Quesiti difficili, scottanti. Sono le domande che aleggiano nell’aria anche dopo aver letto il magnifico libro di Matteo Bortolini che, tra i suoi molti pregi, ha pure quello di non contenere tutto quello che l’autore avrebbe potuto dire. Questo riserbo è una dote tipica dei narratori di razza che sanno che c’è un unico modo per confutarli, raccontare una storia migliore, e si preparano per tempo.

[1] R.N. Bellah, Religious Evolution, «American Sociological Review», 29, 1964, pp. 358-374.

[2] R.N. Bellah, Beyond Belief: Essays on Religion in a Post-Traditional World, Harper and Row, New York 1970, p. xvii.
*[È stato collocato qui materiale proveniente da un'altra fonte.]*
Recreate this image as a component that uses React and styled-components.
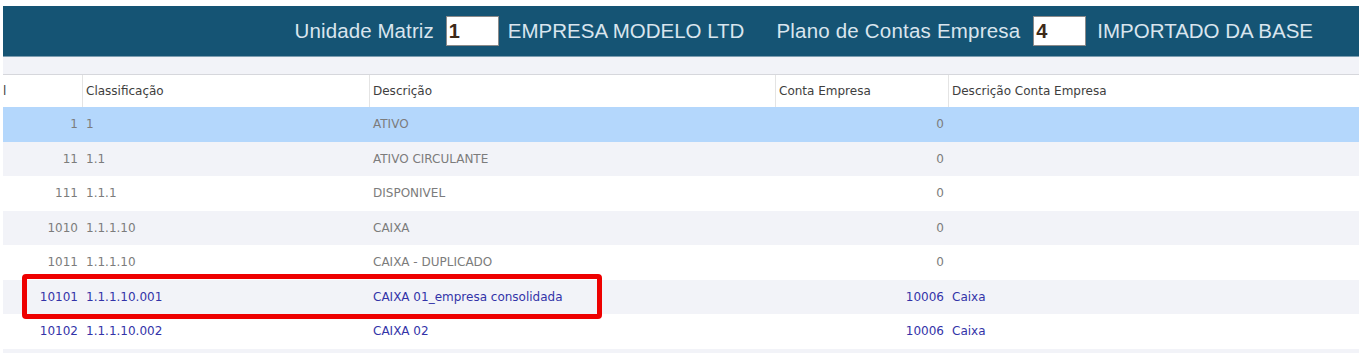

[3] N.O. Brown, Corpo d’amore, trad. it. di S. Giacomoni, Mondadori, Milano 1969; M. Bortolini, A Joyfully Serious Man, cit., p. 139.

[4] R.N. Bellah, The Broken Covenant: American Civil Religion in Time of Trial, Seabury Press, New York 1975; M. Bortolini, The «Bellah Affair» at Princeton. Scholarly Excellence and Academic Freedom in America in the 1970s, «The American Sociologist», 42, 2011/1, pp. 3-33; M. Bortolini, A Joyfully Serious Man, cit., capp. 13 e 14.

[5] M. Bortolini, A Joyfully Serious Man, cit., p. 222.

[6] R.N. Bellah, R. Madsen, W.M. Sullivan, A. Swindler, S.M. Tipton, Abitudini del cuore. Individualismo e impegno nella società complessa, trad. it. di M. Rosati, Armando, Roma 1996.

[7] R.N. Bellah, Religion in Human Evolution: From the Paleolithic to the Axial Age, Harvard University Press, Cambridge (MA) 2011.

[8] J. Coe, Come un furioso elefante. La vita di B.S. Johnson in 160 frammenti, trad. it. di S. Rota Sperti, Feltrinelli, Milano 2011.

[9] P. Tillich, Che cos’è il coraggio?, trad. it. di G. Sardelli, Fazi, Roma 2015.